Collaboration is a little like s’mores or swing dancing classes. It sounds like a good idea at the time but when you actually commit, you mostly wish you didn’t. Now, I rarely collaborate. I’m a novelist, which means I spend months and years trying to make a bunch of characters do something meaningful and then I kill them off metaphorically by writing The End.

After a brief period of mourning, I try to find someone nice enough to read the thing and possibly make some helpful suggestions. This is not collaboration.

I once tried collaborating on a sit-com pilot with a woman I liked enormously who also happened to be very funny. We spun together some great ideas and then I went off and wrote some stuff and she went off and wrote some stuff when she wasn’t minding her two toddlers. We got back together and laughed at all our jokes. We parted again and she discovered she was pregnant. When we again joined forces, the material wasn’t funny. I suggested her pregnancy had ruined her sense of humor and we never spoke to one another again.

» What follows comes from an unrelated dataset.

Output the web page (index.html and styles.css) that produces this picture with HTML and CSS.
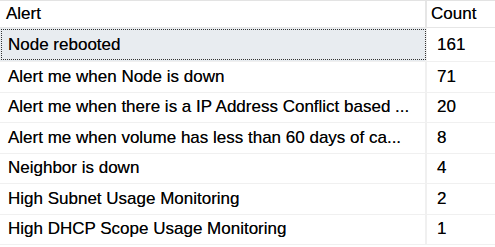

Writing films is a collaborative project but it’s also very weird. You produce a script, people make suggestions, you rewrite and everyone tells you it is brilliant. Then you get a lot more suggestions, many which contradict the previous ones. You try and incorporate the new ideas and suddenly a very famous producer shows up and makes lunatic suggestions like changing the entire plot. You look around and everyone is nodding. You try and do what you can with this complete change and you are fired. This is what is known as an unsuccessful collaboration.

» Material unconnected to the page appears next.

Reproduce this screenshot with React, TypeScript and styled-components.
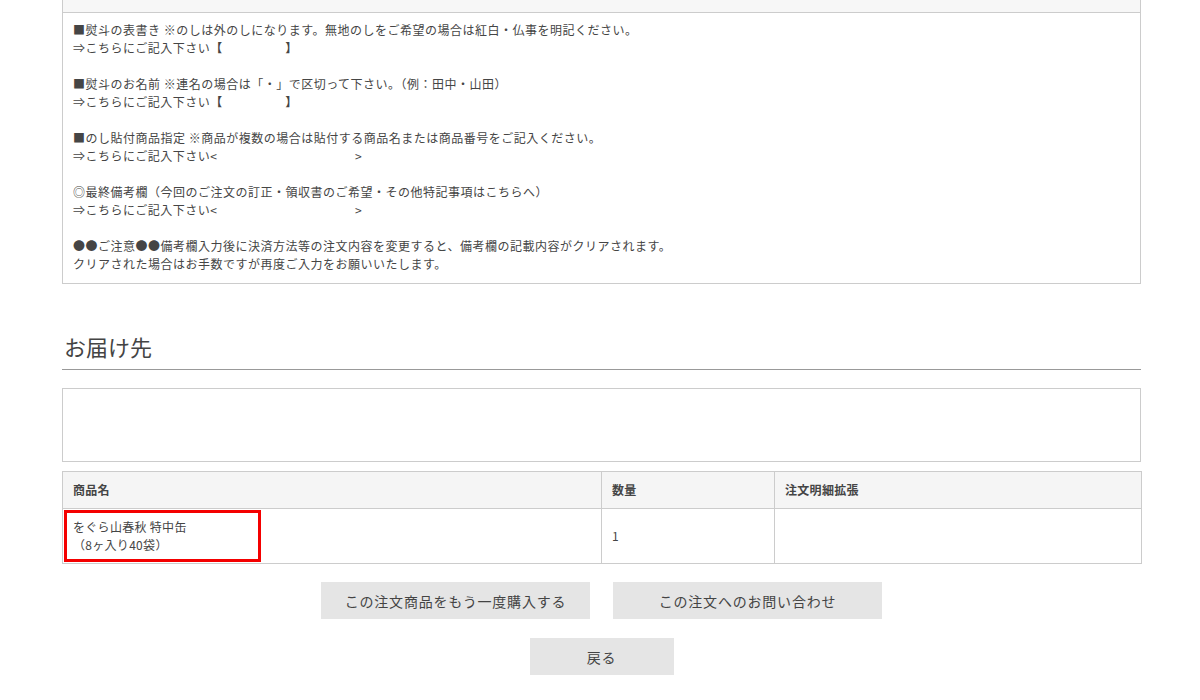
import styled, { createGlobalStyle } from 'styled-components'

const GlobalStyle = createGlobalStyle`
  html, body {
    margin: 0;
    padding: 0;
    background: #fff;
  }
  body {
    font-family: "Noto Sans CJK JP", "Noto Sans", sans-serif;
    color: #444;
  }
`

const Page = styled.div`
  width: 1079px;
  padding: 0 59px 40px 62px;
`

const NoteBox = styled.section`
  border: 1px solid #ccc;
  border-top: none;
`

const NoteHead = styled.div`
  height: 12px;
  background: #f7f7f7;
  border-bottom: 1px solid #ccc;
`

const NoteBody = styled.div`
  padding: 8px 10px 10px;
  font-size: 12px;
  line-height: 18px;
  letter-spacing: 0.5px;
  color: #454545;
`

const Para = styled.p`
  margin: 0 0 18px;
  &:last-child {
    margin-bottom: 0;
  }
`

const Bracket = styled.span`
  font-weight: bold;
`

const Heading = styled.h2`
  margin: 48px 0 0;
  padding: 0 2px 9px;
  font-size: 22px;
  line-height: 28px;
  font-weight: normal;
  color: #444;
  border-bottom: 1px solid #999;
`

const AddressBox = styled.div`
  margin-top: 18px;
  height: 72px;
  border: 1px solid #ccc;
`

const Table = styled.table`
  margin-top: 9px;
  width: 100%;
  table-layout: fixed;
  border-collapse: collapse;
  font-size: 12px;
  line-height: 18px;
  letter-spacing: 0.3px;
  color: #454545;
`

const Th = styled.th<{ $w: number }>`
  width: ${(p) => p.$w}px;
  height: 37px;
  padding: 0 10px;
  box-sizing: border-box;
  text-align: left;
  font-weight: bold;
  background: #f5f5f5;
  border: 1px solid #ccc;
`

const Td = styled.td`
  position: relative;
  height: 54px;
  padding: 0 10px;
  vertical-align: middle;
  border: 1px solid #ccc;
`

const Highlight = styled.span`
  position: absolute;
  left: 1px;
  top: 1px;
  width: 191px;
  height: 46px;
  border: 3px solid #f40000;
  pointer-events: none;
`

const ButtonRow = styled.div<{ $top: number }>`
  display: flex;
  justify-content: center;
  gap: 23px;
  margin-top: ${(p) => p.$top}px;
`

const Button = styled.button<{ $w: number }>`
  width: ${(p) => p.$w}px;
  height: 37px;
  border: none;
  background: #e5e5e5;
  color: #444;
  font-family: "Noto Sans CJK JP", "Noto Sans", sans-serif;
  font-size: 14px;
  letter-spacing: 0.8px;
  cursor: pointer;
`

const S = '　'

export default function App() {
  return (
    <Page>
      <GlobalStyle />
      <NoteBox>
        <NoteHead />
        <NoteBody>
          <Para>
            ■熨斗の表書き ※のしは外のしになります。無地のしをご希望の場合は紅白・仏事を明記ください。
            <br />
            ⇒こちらにご記入下さい<Bracket>【</Bracket>{S.repeat(5)}<Bracket>】</Bracket>
          </Para>
          <Para>
            ■熨斗のお名前 ※連名の場合は「・」で区切って下さい。（例：田中・山田）
            <br />
            ⇒こちらにご記入下さい<Bracket>【</Bracket>{S.repeat(5)}<Bracket>】</Bracket>
          </Para>
          <Para>
            ■のし貼付商品指定 ※商品が複数の場合は貼付する商品名または商品番号をご記入ください。
            <br />
            ⇒こちらにご記入下さい&lt;{S.repeat(11)}&gt;
          </Para>
          <Para>
            ◎最終備考欄（今回のご注文の訂正・領収書のご希望・その他特記事項はこちらへ）
            <br />
            ⇒こちらにご記入下さい&lt;{S.repeat(11)}&gt;
          </Para>
          <Para>
            ●●ご注意●●備考欄入力後に決済方法等の注文内容を変更すると、備考欄の記載内容がクリアされます。
            <br />
            クリアされた場合はお手数ですが再度ご入力をお願いいたします。
          </Para>
        </NoteBody>
      </NoteBox>

      <Heading>お届け先</Heading>
      <AddressBox />

      <Table>
        <thead>
          <tr>
            <Th $w={539}>商品名</Th>
            <Th $w={173}>数量</Th>
            <Th $w={367}>注文明細拡張</Th>
          </tr>
        </thead>
        <tbody>
          <tr>
            <Td>
              <Highlight />
              をぐら山春秋 特中缶
              <br />
              （8ヶ入り40袋）
            </Td>
            <Td>1</Td>
            <Td />
          </tr>
        </tbody>
      </Table>

      <ButtonRow $top={18}>
        <Button $w={269}>この注文商品をもう一度購入する</Button>
        <Button $w={269}>この注文へのお問い合わせ</Button>
      </ButtonRow>
      <ButtonRow $top={19}>
        <Button $w={144}>戻る</Button>
      </ButtonRow>
    </Page>
  )
}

My husband is an ironworker but there are times when he believes he is a writer. I read early work aloud to him and he makes suggestions mostly in the vein of changing a character’s line of work to ironwork or introducing a vampire theme or suggesting I should be thinking about a series because, “publishers like series.” I usually react by offering to connect the iron on his next skyscraper or requesting he keep his non-reading mitts off my novel. This isn’t collaborating either.

I have collaborating on my mind because I’m supposed to be writing a book proposal with my ex-husband, a Pulitzer Prize winning journalist on the subject of our divorce and subsequent co-parenting of our now nearly twenty-year-old son. The idea is to write an account of how we did this, to remain the sort of writers we are, one given to hyperbole and fiction, the other dedicated to truth and accuracy. We collaborated on a baby, now we are meant to collaborate of a book. I’m not feeling very optimistic.